### Supplied data
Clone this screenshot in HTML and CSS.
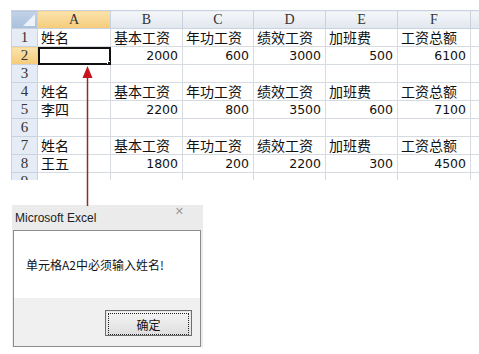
FILE: index.html
```html
<!DOCTYPE html>
<html lang="zh-CN">

<head>
    <meta charset="UTF-8">
    <meta name="viewport" content="width=device-width, initial-scale=1.0">
    <title>数据验证</title>
    <link rel="stylesheet" href="styles.css">
</head>

<body>
    <!-- 工作表 -->
    <div class="sheet">
        <table class="grid">
            <colgroup>
                <col class="c-row">
                <col class="c-a">
                <col class="c-b">
                <col class="c-c">
                <col class="c-d">
                <col class="c-e">
                <col class="c-f">
                <col class="c-g">
            </colgroup>
            <tr class="head">
                <th class="corner"><span class="tri"></span></th>
                <th class="on">A</th>
                <th>B</th>
                <th>C</th>
                <th>D</th>
                <th>E</th>
                <th>F</th>
                <th></th>
            </tr>
            <tr>
                <th class="rh">1</th>
                <td>姓名</td><td>基本工资</td><td>年功工资</td><td>绩效工资</td><td>加班费</td><td>工资总额</td><td></td>
            </tr>
            <tr>
                <th class="rh on">2</th>
                <td class="sel"><span class="handle"></span></td>
                <td class="num">2000</td><td class="num">600</td><td class="num">3000</td><td class="num">500</td><td class="num">6100</td><td></td>
            </tr>
            <tr>
                <th class="rh">3</th>
                <td></td><td></td><td></td><td></td><td></td><td></td><td></td>
            </tr>
            <tr>
                <th class="rh">4</th>
                <td>姓名</td><td>基本工资</td><td>年功工资</td><td>绩效工资</td><td>加班费</td><td>工资总额</td><td></td>
            </tr>
            <tr>
                <th class="rh">5</th>
                <td>李四</td>
                <td class="num">2200</td><td class="num">800</td><td class="num">3500</td><td class="num">600</td><td class="num">7100</td><td></td>
            </tr>
            <tr>
                <th class="rh">6</th>
                <td></td><td></td><td></td><td></td><td></td><td></td><td></td>
            </tr>
            <tr>
                <th class="rh">7</th>
                <td>姓名</td><td>基本工资</td><td>年功工资</td><td>绩效工资</td><td>加班费</td><td>工资总额</td><td></td>
            </tr>
            <tr>
                <th class="rh">8</th>
                <td>王五</td>
                <td class="num">1800</td><td class="num">200</td><td class="num">2200</td><td class="num">300</td><td class="num">4500</td><td></td>
            </tr>
            <tr>
                <th class="rh">9</th>
                <td></td><td></td><td></td><td></td><td></td><td></td><td></td>
            </tr>
        </table>
    </div>

    <!-- 指向A2的箭头 -->
    <svg class="arrow" width="16" height="142" viewBox="0 0 16 142">
        <line x1="7.5" y1="12" x2="7.5" y2="142" stroke="#8e2a2a" stroke-width="1.5" />
        <polygon points="7.5,2 2.5,14 12.5,14" fill="#c8141e" />
    </svg>

    <!-- 提示框 -->
    <div class="dlg">
        <div class="dlg-title">
            <span>Microsoft Excel</span>
            <span class="close">✕</span>
        </div>
        <div class="dlg-body">
            <div class="msg">单元格A2中必须输入姓名!</div>
            <div class="foot">
                <button class="ok"><span>确定</span></button>
            </div>
        </div>
    </div>
</body>

</html>
```

FILE: styles.css
```css
body {
    margin: 0;
    background: #fff;
    font-family: "Noto Sans CJK SC", sans-serif;
    position: relative;
    width: 479px;
    height: 354px;
    overflow: hidden;
}

.sheet {
    margin: 10px 0 0 11px;
    width: 468px;
    height: 170px;
    overflow: hidden;
}

.grid {
    border-collapse: collapse;
    table-layout: fixed;
    width: 489px;
}

.c-row { width: 26px; }
.c-a { width: 73px; }
.c-b { width: 72px; }
.c-c { width: 71px; }
.c-d { width: 72px; }
.c-e { width: 72px; }
.c-f { width: 73px; }
.c-g { width: 30px; }

.grid tr {
    height: 18px;
}

.grid td {
    border: 1px solid #d6dbe2;
    padding: 0 3px;
    height: 17px;
    font-size: 14px;
    line-height: 17px;
    color: #111;
    white-space: nowrap;
    overflow: hidden;
}

.grid td.num {
    text-align: right;
    padding-right: 4px;
    font-family: "DejaVu Sans", sans-serif;
    font-size: 12.5px;
}

.grid th {
    font-family: "Liberation Serif", serif;
    font-weight: normal;
    color: #333;
    padding: 0;
    border: 1px solid #c9d3df;
}

.head th {
    background: linear-gradient(#f4f6f9, #e2e7ee);
    font-size: 14px;
    height: 17px;
}

.head th.on {
    background: linear-gradient(#fbe3ab, #f5cb7a);
}

.corner {
    position: relative;
    background: linear-gradient(#c3d3e8, #a9bfdc) !important;
}

.tri {
    position: absolute;
    right: 2px;
    bottom: 2px;
    width: 0;
    height: 0;
    border-left: 12px solid transparent;
    border-bottom: 12px solid #eef3fa;
}

.rh {
    background: #e6ecf5;
    font-size: 15px;
}

.rh.on {
    background: linear-gradient(#fbe3ab, #f5cb7a);
}

.sel {
    position: relative;
    outline: 2px solid #111;
    outline-offset: -2px;
}

.handle {
    position: absolute;
    right: -4px;
    bottom: -4px;
    width: 5px;
    height: 5px;
    background: #111;
    border: 1px solid #fff;
    z-index: 2;
}

.arrow {
    position: absolute;
    left: 80px;
    top: 64px;
}

.dlg {
    margin: 25px 0 0 12px;
    width: 191px;
    background: #ebebeb;
}

.dlg-title {
    height: 25px;
    display: flex;
    justify-content: space-between;
    align-items: flex-start;
    font-family: "Liberation Sans", Arial, sans-serif;
    font-size: 12px;
    color: #222;
}

.dlg-title span:first-child {
    margin: 6px 0 0 3px;
}

.close {
    margin: 0 19px 0 0;
    font-family: "DejaVu Sans", sans-serif;
    font-size: 11px;
    color: #9a9a9a;
}

.dlg-body {
    margin: 0 2px 0 1px;
    border: 1px solid #8c8c8c;
    background: #f0f0f0;
}

.msg {
    height: 67px;
    background: #fff;
    display: flex;
    align-items: center;
    padding-left: 12px;
    font-size: 12px;
    color: #111;
}

.foot {
    height: 48px;
    display: flex;
    justify-content: flex-end;
    align-items: flex-start;
}

.ok {
    margin: 12px 8px 0 0;
    width: 87px;
    height: 26px;
    padding: 2px;
    border: 1px solid #6e6e6e;
    box-shadow: inset 0 0 0 1px #e8e8e8;
    background: linear-gradient(#f6f6f6, #dedede);
    font-family: "Noto Sans CJK SC", sans-serif;
    font-size: 12px;
    color: #111;
}

.ok span {
    display: flex;
    justify-content: center;
    align-items: center;
    height: 100%;
    border: 1px dotted #222;
}
```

### Objective
Every line of text is to be repeated exactly; pictures are left out.

### Written reply
Clone this screenshot in HTML and CSS.
FILE: index.html
```html
<!DOCTYPE html>
<html lang="zh-CN">

<head>
    <meta charset="UTF-8">
    <meta name="viewport" content="width=device-width, initial-scale=1.0">
    <title>数据验证</title>
    <link rel="stylesheet" href="styles.css">
</head>

<body>
    <!-- 工作表 -->
    <div class="sheet">
        <table class="grid">
            <colgroup>
                <col class="c-row">
                <col class="c-a">
                <col class="c-b">
                <col class="c-c">
                <col class="c-d">
                <col class="c-e">
                <col class="c-f">
                <col class="c-g">
            </colgroup>
            <tr class="head">
                <th class="corner"><span class="tri"></span></th>
                <th class="on">A</th>
                <th>B</th>
                <th>C</th>
                <th>D</th>
                <th>E</th>
                <th>F</th>
                <th></th>
            </tr>
            <tr>
                <th class="rh">1</th>
                <td>姓名</td><td>基本工资</td><td>年功工资</td><td>绩效工资</td><td>加班费</td><td>工资总额</td><td></td>
            </tr>
            <tr>
                <th class="rh on">2</th>
                <td class="sel"><span class="handle"></span></td>
                <td class="num">2000</td><td class="num">600</td><td class="num">3000</td><td class="num">500</td><td class="num">6100</td><td></td>
            </tr>
            <tr>
                <th class="rh">3</th>
                <td></td><td></td><td></td><td></td><td></td><td></td><td></td>
            </tr>
            <tr>
                <th class="rh">4</th>
                <td>姓名</td><td>基本工资</td><td>年功工资</td><td>绩效工资</td><td>加班费</td><td>工资总额</td><td></td>
            </tr>
            <tr>
                <th class="rh">5</th>
                <td>李四</td>
                <td class="num">2200</td><td class="num">800</td><td class="num">3500</td><td class="num">600</td><td class="num">7100</td><td></td>
            </tr>
            <tr>
                <th class="rh">6</th>
                <td></td><td></td><td></td><td></td><td></td><td></td><td></td>
            </tr>
            <tr>
                <th class="rh">7</th>
                <td>姓名</td><td>基本工资</td><td>年功工资</td><td>绩效工资</td><td>加班费</td><td>工资总额</td><td></td>
            </tr>
            <tr>
                <th class="rh">8</th>
                <td>王五</td>
                <td class="num">1800</td><td class="num">200</td><td class="num">2200</td><td class="num">300</td><td class="num">4500</td><td></td>
            </tr>
            <tr>
                <th class="rh">9</th>
                <td></td><td></td><td></td><td></td><td></td><td></td><td></td>
            </tr>
        </table>
    </div>

    <!-- 指向A2的箭头 -->
    <svg class="arrow" width="16" height="142" viewBox="0 0 16 142">
        <line x1="7.5" y1="12" x2="7.5" y2="142" stroke="#8e2a2a" stroke-width="1.5" />
        <polygon points="7.5,2 2.5,14 12.5,14" fill="#c8141e" />
    </svg>

    <!-- 提示框 -->
    <div class="dlg">
        <div class="dlg-title">
            <span>Microsoft Excel</span>
            <span class="close">✕</span>
        </div>
        <div class="dlg-body">
            <div class="msg">单元格A2中必须输入姓名!</div>
            <div class="foot">
                <button class="ok"><span>确定</span></button>
            </div>
        </div>
    </div>
</body>

</html>
```

FILE: styles.css
```css
body {
    margin: 0;
    background: #fff;
    font-family: "Noto Sans CJK SC", sans-serif;
    position: relative;
    width: 479px;
    height: 354px;
    overflow: hidden;
}

.sheet {
    margin: 10px 0 0 11px;
    width: 468px;
    height: 170px;
    overflow: hidden;
}

.grid {
    border-collapse: collapse;
    table-layout: fixed;
    width: 489px;
}

.c-row { width: 26px; }
.c-a { width: 73px; }
.c-b { width: 72px; }
.c-c { width: 71px; }
.c-d { width: 72px; }
.c-e { width: 72px; }
.c-f { width: 73px; }
.c-g { width: 30px; }

.grid tr {
    height: 18px;
}

.grid td {
    border: 1px solid #d6dbe2;
    padding: 0 3px;
    height: 17px;
    font-size: 14px;
    line-height: 17px;
    color: #111;
    white-space: nowrap;
    overflow: hidden;
}

.grid td.num {
    text-align: right;
    padding-right: 4px;
    font-family: "DejaVu Sans", sans-serif;
    font-size: 12.5px;
}

.grid th {
    font-family: "Liberation Serif", serif;
    font-weight: normal;
    color: #333;
    padding: 0;
    border: 1px solid #c9d3df;
}

.head th {
    background: linear-gradient(#f4f6f9, #e2e7ee);
    font-size: 14px;
    height: 17px;
}

.head th.on {
    background: linear-gradient(#fbe3ab, #f5cb7a);
}

.corner {
    position: relative;
    background: linear-gradient(#c3d3e8, #a9bfdc) !important;
}

.tri {
    position: absolute;
    right: 2px;
    bottom: 2px;
    width: 0;
    height: 0;
    border-left: 12px solid transparent;
    border-bottom: 12px solid #eef3fa;
}

.rh {
    background: #e6ecf5;
    font-size: 15px;
}

.rh.on {
    background: linear-gradient(#fbe3ab, #f5cb7a);
}

.sel {
    position: relative;
    outline: 2px solid #111;
    outline-offset: -2px;
}

.handle {
    position: absolute;
    right: -4px;
    bottom: -4px;
    width: 5px;
    height: 5px;
    background: #111;
    border: 1px solid #fff;
    z-index: 2;
}

.arrow {
    position: absolute;
    left: 80px;
    top: 64px;
}

.dlg {
    margin: 25px 0 0 12px;
    width: 191px;
    background: #ebebeb;
}

.dlg-title {
    height: 25px;
    display: flex;
    justify-content: space-between;
    align-items: flex-start;
    font-family: "Liberation Sans", Arial, sans-serif;
    font-size: 12px;
    color: #222;
}

.dlg-title span:first-child {
    margin: 6px 0 0 3px;
}

.close {
    margin: 0 19px 0 0;
    font-family: "DejaVu Sans", sans-serif;
    font-size: 11px;
    color: #9a9a9a;
}

.dlg-body {
    margin: 0 2px 0 1px;
    border: 1px solid #8c8c8c;
    background: #f0f0f0;
}

.msg {
    height: 67px;
    background: #fff;
    display: flex;
    align-items: center;
    padding-left: 12px;
    font-size: 12px;
    color: #111;
}

.foot {
    height: 48px;
    display: flex;
    justify-content: flex-end;
    align-items: flex-start;
}

.ok {
    margin: 12px 8px 0 0;
    width: 87px;
    height: 26px;
    padding: 2px;
    border: 1px solid #6e6e6e;
    box-shadow: inset 0 0 0 1px #e8e8e8;
    background: linear-gradient(#f6f6f6, #dedede);
    font-family: "Noto Sans CJK SC", sans-serif;
    font-size: 12px;
    color: #111;
}

.ok span {
    display: flex;
    justify-content: center;
    align-items: center;
    height: 100%;
    border: 1px dotted #222;
}
```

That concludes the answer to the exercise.